A petition challenging the Wegmans grocery store planned for east Columbia will take its appeal further after losing before a Zoning Board hearing examiner this week, the attorney for the appellant said.

"The Planning Board made what in essence was a zoning decision," said Susan B. Gray, a civic activist attorney from Highland, who represents Carvel "Buddy" Mays Jr., president of United Food and Commercial Workers International Union, Local 27, whose members work for Giant and Safeway supermarkets. "The case is incredibly important to Howard County because it deals with a fundamental right of citizens to take things to referendum and to vote."

Mays, of Ellicott City, had appealed a September Planning Board decision allowing the industrially zoned land in the Sieling Industrial Center to be used for a supermarket - a ruling that he contends amounts to illegal rezoning.

But Michele LeFaivre, Zoning Board hearing examiner, ruled Monday that Mays was not "specifically aggrieved" and dismissed the appeal.

Gray had argued that Mays met the aggrieved requirement by the fact that the Planning Board's decision to rezone the site changes the permitted uses and "circumvents and consequently violates his personal, charter-established right to take zoning decisions to referendum."
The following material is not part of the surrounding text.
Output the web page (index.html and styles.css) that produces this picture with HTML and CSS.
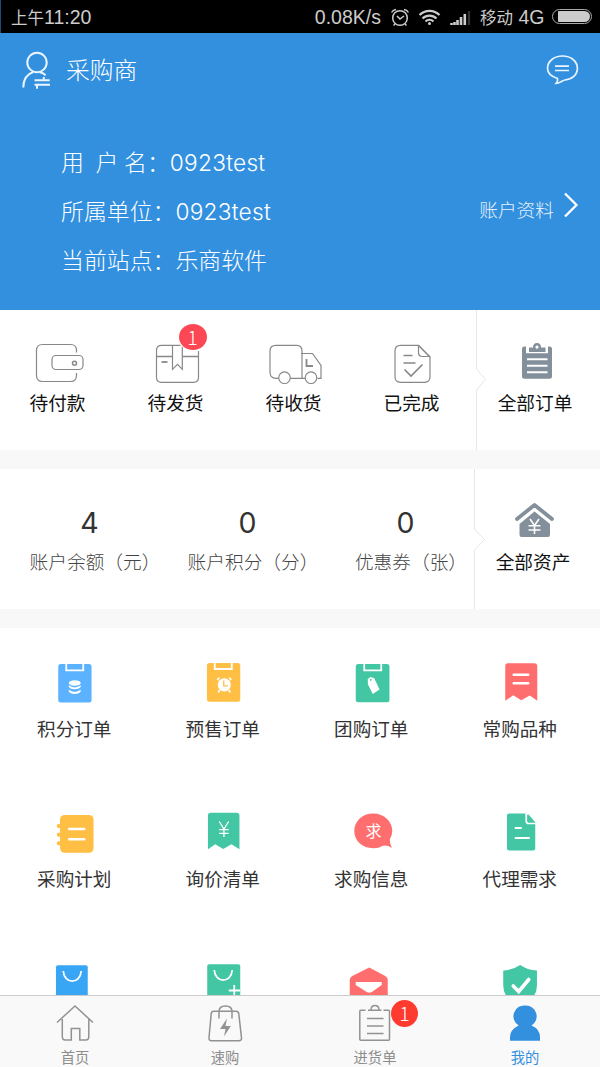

Richard B. Talkin, an attorney representing Wegmans, which is a nonunion store, had argued that the case should be dismissed for lack of standing.

Gray said she plans to appeal the decision of the hearing examiner to the Board of Appeals and also file a declaratory judgment action in Circuit Court within the next month.

This month, the Planning Board approved a 160,000- square-foot Wegmans to be located at Snowden River Parkway and McGaw Road, opposite Apple Ford in east Columbia. The store would be two stories and nearly triple the size of most area supermarkets. A two-story garage is to be built on 12.2 acres at the southwest corner of the site with 939 parking spaces.

Developers hope to complete construction by late next year. The project is expected to challenge the dominance of the Giant and Safeway chains in Howard County. A Trader Joe's store opened recently in nearby Gateway Overlook, and a Harris Teeter store is scheduled to open this year in Kings Contrivance Village Center.

The union is opposing nonunion Wegmans stores at several Maryland locations. The union also has appealed the approval of the traffic plan. The project could be halted should the union appeals succeed.